** Begin Dataset section **
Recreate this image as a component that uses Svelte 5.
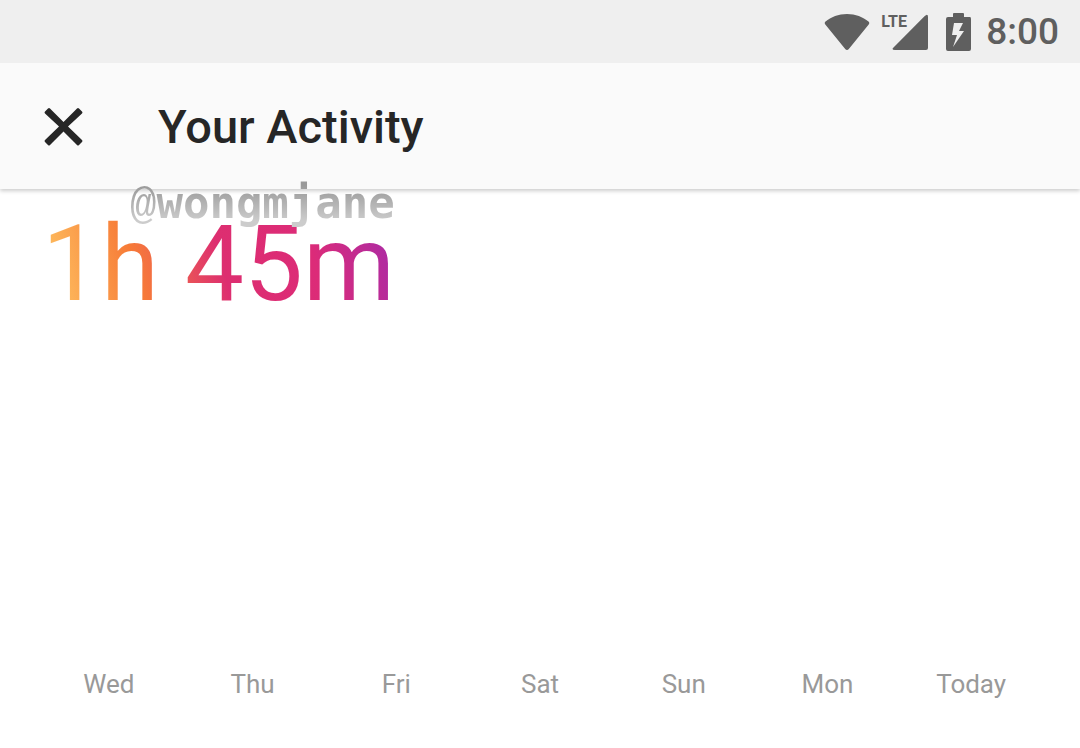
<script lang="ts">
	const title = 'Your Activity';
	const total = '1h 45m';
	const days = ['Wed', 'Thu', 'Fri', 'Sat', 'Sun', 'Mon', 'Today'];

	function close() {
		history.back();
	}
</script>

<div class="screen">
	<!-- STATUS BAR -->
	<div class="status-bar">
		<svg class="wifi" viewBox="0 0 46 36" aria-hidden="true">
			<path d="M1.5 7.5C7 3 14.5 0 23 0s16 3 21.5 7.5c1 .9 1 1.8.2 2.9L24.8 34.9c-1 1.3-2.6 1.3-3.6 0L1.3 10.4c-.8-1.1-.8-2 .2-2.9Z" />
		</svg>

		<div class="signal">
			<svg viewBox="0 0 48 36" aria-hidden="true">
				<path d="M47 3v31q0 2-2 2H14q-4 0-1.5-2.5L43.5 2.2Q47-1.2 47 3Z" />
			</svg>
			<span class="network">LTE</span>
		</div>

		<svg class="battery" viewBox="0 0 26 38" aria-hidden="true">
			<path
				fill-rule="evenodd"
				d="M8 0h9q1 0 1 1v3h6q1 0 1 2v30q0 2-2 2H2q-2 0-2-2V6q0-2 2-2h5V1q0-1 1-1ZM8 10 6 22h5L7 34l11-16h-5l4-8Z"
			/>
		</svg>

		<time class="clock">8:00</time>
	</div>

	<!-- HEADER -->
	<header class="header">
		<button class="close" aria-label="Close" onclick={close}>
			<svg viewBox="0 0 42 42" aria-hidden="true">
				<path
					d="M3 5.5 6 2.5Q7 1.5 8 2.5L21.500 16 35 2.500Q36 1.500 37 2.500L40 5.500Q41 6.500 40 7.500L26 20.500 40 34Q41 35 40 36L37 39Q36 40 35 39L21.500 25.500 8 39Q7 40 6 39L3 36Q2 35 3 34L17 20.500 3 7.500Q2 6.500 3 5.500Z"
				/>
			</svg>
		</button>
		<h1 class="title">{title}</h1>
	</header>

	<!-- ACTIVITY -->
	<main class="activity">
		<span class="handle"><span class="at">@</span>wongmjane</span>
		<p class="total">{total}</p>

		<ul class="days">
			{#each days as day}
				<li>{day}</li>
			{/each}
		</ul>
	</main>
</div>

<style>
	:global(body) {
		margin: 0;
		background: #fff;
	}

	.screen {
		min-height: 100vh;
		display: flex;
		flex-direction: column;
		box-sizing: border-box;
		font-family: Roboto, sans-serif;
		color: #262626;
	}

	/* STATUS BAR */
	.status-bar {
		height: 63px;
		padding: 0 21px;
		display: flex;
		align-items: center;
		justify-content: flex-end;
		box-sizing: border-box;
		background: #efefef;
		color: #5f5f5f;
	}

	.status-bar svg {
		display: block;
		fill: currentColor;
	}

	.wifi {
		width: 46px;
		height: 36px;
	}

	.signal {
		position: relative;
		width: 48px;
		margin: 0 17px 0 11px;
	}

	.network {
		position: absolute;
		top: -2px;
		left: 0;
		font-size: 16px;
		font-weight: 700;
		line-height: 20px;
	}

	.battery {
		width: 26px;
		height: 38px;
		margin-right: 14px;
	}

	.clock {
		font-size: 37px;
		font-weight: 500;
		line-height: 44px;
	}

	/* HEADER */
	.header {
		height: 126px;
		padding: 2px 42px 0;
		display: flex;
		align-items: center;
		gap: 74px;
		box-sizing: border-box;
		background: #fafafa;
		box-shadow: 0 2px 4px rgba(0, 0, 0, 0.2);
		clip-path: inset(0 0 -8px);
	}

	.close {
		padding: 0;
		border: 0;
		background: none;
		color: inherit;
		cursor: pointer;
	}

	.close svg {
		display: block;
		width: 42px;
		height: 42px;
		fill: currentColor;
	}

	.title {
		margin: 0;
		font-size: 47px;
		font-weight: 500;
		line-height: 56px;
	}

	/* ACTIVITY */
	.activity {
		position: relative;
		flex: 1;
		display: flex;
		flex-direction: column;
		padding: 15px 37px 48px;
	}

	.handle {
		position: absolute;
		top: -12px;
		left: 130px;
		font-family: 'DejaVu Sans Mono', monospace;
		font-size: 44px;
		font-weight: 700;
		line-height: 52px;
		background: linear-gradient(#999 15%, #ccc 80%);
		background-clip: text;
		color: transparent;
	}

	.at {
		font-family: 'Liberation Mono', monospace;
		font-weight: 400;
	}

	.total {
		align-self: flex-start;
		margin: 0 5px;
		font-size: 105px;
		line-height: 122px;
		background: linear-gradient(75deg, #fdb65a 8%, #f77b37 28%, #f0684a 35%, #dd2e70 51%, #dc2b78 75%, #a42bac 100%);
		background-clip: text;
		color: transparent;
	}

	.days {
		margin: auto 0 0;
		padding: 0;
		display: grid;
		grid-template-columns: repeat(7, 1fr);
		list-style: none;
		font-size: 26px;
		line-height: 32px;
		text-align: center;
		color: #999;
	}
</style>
** End Dataset section **
- **Problem statement**: The listing above must be printed again exactly, minus its pictures.

- **Answer to this problem**:
Recreate this image as a component that uses Svelte 5.
<script lang="ts">
	const title = 'Your Activity';
	const total = '1h 45m';
	const days = ['Wed', 'Thu', 'Fri', 'Sat', 'Sun', 'Mon', 'Today'];

	function close() {
		history.back();
	}
</script>

<div class="screen">
	<!-- STATUS BAR -->
	<div class="status-bar">
		<svg class="wifi" viewBox="0 0 46 36" aria-hidden="true">
			<path d="M1.5 7.5C7 3 14.5 0 23 0s16 3 21.5 7.5c1 .9 1 1.8.2 2.9L24.8 34.9c-1 1.3-2.6 1.3-3.6 0L1.3 10.4c-.8-1.1-.8-2 .2-2.9Z" />
		</svg>

		<div class="signal">
			<svg viewBox="0 0 48 36" aria-hidden="true">
				<path d="M47 3v31q0 2-2 2H14q-4 0-1.5-2.5L43.5 2.2Q47-1.2 47 3Z" />
			</svg>
			<span class="network">LTE</span>
		</div>

		<svg class="battery" viewBox="0 0 26 38" aria-hidden="true">
			<path
				fill-rule="evenodd"
				d="M8 0h9q1 0 1 1v3h6q1 0 1 2v30q0 2-2 2H2q-2 0-2-2V6q0-2 2-2h5V1q0-1 1-1ZM8 10 6 22h5L7 34l11-16h-5l4-8Z"
			/>
		</svg>

		<time class="clock">8:00</time>
	</div>

	<!-- HEADER -->
	<header class="header">
		<button class="close" aria-label="Close" onclick={close}>
			<svg viewBox="0 0 42 42" aria-hidden="true">
				<path
					d="M3 5.5 6 2.5Q7 1.5 8 2.5L21.500 16 35 2.500Q36 1.500 37 2.500L40 5.500Q41 6.500 40 7.500L26 20.500 40 34Q41 35 40 36L37 39Q36 40 35 39L21.500 25.500 8 39Q7 40 6 39L3 36Q2 35 3 34L17 20.500 3 7.500Q2 6.500 3 5.500Z"
				/>
			</svg>
		</button>
		<h1 class="title">{title}</h1>
	</header>

	<!-- ACTIVITY -->
	<main class="activity">
		<span class="handle"><span class="at">@</span>wongmjane</span>
		<p class="total">{total}</p>

		<ul class="days">
			{#each days as day}
				<li>{day}</li>
			{/each}
		</ul>
	</main>
</div>

<style>
	:global(body) {
		margin: 0;
		background: #fff;
	}

	.screen {
		min-height: 100vh;
		display: flex;
		flex-direction: column;
		box-sizing: border-box;
		font-family: Roboto, sans-serif;
		color: #262626;
	}

	/* STATUS BAR */
	.status-bar {
		height: 63px;
		padding: 0 21px;
		display: flex;
		align-items: center;
		justify-content: flex-end;
		box-sizing: border-box;
		background: #efefef;
		color: #5f5f5f;
	}

	.status-bar svg {
		display: block;
		fill: currentColor;
	}

	.wifi {
		width: 46px;
		height: 36px;
	}

	.signal {
		position: relative;
		width: 48px;
		margin: 0 17px 0 11px;
	}

	.network {
		position: absolute;
		top: -2px;
		left: 0;
		font-size: 16px;
		font-weight: 700;
		line-height: 20px;
	}

	.battery {
		width: 26px;
		height: 38px;
		margin-right: 14px;
	}

	.clock {
		font-size: 37px;
		font-weight: 500;
		line-height: 44px;
	}

	/* HEADER */
	.header {
		height: 126px;
		padding: 2px 42px 0;
		display: flex;
		align-items: center;
		gap: 74px;
		box-sizing: border-box;
		background: #fafafa;
		box-shadow: 0 2px 4px rgba(0, 0, 0, 0.2);
		clip-path: inset(0 0 -8px);
	}

	.close {
		padding: 0;
		border: 0;
		background: none;
		color: inherit;
		cursor: pointer;
	}

	.close svg {
		display: block;
		width: 42px;
		height: 42px;
		fill: currentColor;
	}

	.title {
		margin: 0;
		font-size: 47px;
		font-weight: 500;
		line-height: 56px;
	}

	/* ACTIVITY */
	.activity {
		position: relative;
		flex: 1;
		display: flex;
		flex-direction: column;
		padding: 15px 37px 48px;
	}

	.handle {
		position: absolute;
		top: -12px;
		left: 130px;
		font-family: 'DejaVu Sans Mono', monospace;
		font-size: 44px;
		font-weight: 700;
		line-height: 52px;
		background: linear-gradient(#999 15%, #ccc 80%);
		background-clip: text;
		color: transparent;
	}

	.at {
		font-family: 'Liberation Mono', monospace;
		font-weight: 400;
	}

	.total {
		align-self: flex-start;
		margin: 0 5px;
		font-size: 105px;
		line-height: 122px;
		background: linear-gradient(75deg, #fdb65a 8%, #f77b37 28%, #f0684a 35%, #dd2e70 51%, #dc2b78 75%, #a42bac 100%);
		background-clip: text;
		color: transparent;
	}

	.days {
		margin: auto 0 0;
		padding: 0;
		display: grid;
		grid-template-columns: repeat(7, 1fr);
		list-style: none;
		font-size: 26px;
		line-height: 32px;
		text-align: center;
		color: #999;
	}
</style>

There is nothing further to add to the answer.